Needless to say  I went in the back door

I used the back  door, Plascencia, Belize

But like many tropical places I’ve visited, it is poised for a big blow out with stone-still boat marinas and super modern, luxury villas and moored yachts, but very few patrons. A kind of ghost town in reverse, not old and empty, it is new and empty. The village itself houses several souvenir shops specializing in over-priced Mayan textiles and conch shell jewelry. Progress has made an appearance with a juice bar on the waterfront and one coffee bar with a sardonic sign that says, ‘Hippies go around the back.’ A few restaurants, guest houses, car / golf kart rental, and banks mark Placencia’s status as an up and coming tourist town. Serving traveler’s needs, but not in excess, it reminds me of quaint places I visited thirty years ago (Caye Caulker among them); casual and comfortable but ruined when the cruise ships arrive. Let’s hope that sordid fate never falls on Placencia.

But Gary Miller is ready, if it does. He and his wife bought prime-ocean fronting acreage and built their resort, long before the coffee lounge with the vituperative sign and the yoga massage offered in Francis Ford Coppola’s chic, low-rise hotel. Being an engineer, Gary designed all of the buildings and the pool and did much of the hammer swinging. Simple, yet comfortable with the necessities, Miller’s Landing, stands out as an old school tropical resort—family run and owned, small, friendly, and quiet. The loudest sound is the leaves scrapping on the aluminum roofing at night.

Rhino on the spot

The Millers & the author

Over twenty years ago Gary reinvented: Freed from the pressure of supervisors and bureaucrats, he spends a lot of time pondering how to improve his kingdom. Challenges abound other than the obvious, attracting customers and fulfilling their petty needs. While we were there a new visitor came into the restaurant with an insect in a paper cup and asked Gary, “I found this thing running around the room. What is it? I’ve never seen anything like it.” Miller gazed at the creature in the cup, about one inch in length, and said, “That is a cockroach. It won’t hurt you. They are common in the tropics.” Being from Silicon Valley in California, the young man had never seen a cockroach. I guess they hide out from the techies.

Trials and tribulations are inevitable with such a radical reinvention: About ten years ago, the whole resort was submerged in a hurricane. Fortunately, it did not blow down but everything was under water and required replacing or major cleaning. A Mennonite friend of Gary’s rebuilt the place—for free. And before the next high season they were up and running.  The power of community.

With major problems like the hurricane and minor problems like keeping the sewage working, quitting and going back the ‘civilization’ can be tempting. About five years after leaving aerospace, his old employer called and offered him a job with a promotion at double his old salary. What to do? Quit the dream and go back to the pressurized life of an aerospace engineer and make big money, or keep stepping forward living his dream?

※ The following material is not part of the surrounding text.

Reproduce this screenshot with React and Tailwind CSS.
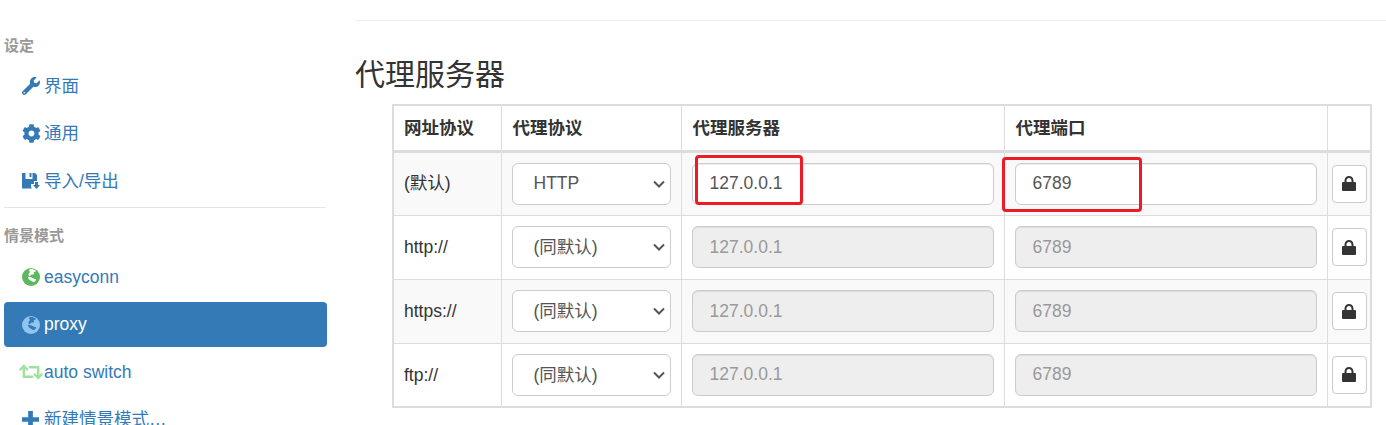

Demonstrating commitment to his reinvention, Gary Miller said to the military contractor—No thanks. These days he spends a lot of time reflecting on improvements to his resort, fixing rum punches for pseudo-adventurous tourists, and playing guitar at the weekly open-mike bar called ‘Pigs in the Wind.’  I asked Gary if he plans to return to California: He declared, “I only go there when I have to, like my mother’s funeral about five years ago.”

Our era offers almost unlimited of options of how and where to live, but moves like Gary’s require awareness, courage, and perseverance. And for Gary Miller it includes dealing with naïve tourist encounters with wild animals and apolcalyptic hurricanes. Getting out of LA and checking places like Placencia reminded me that reinvention wears many costumes.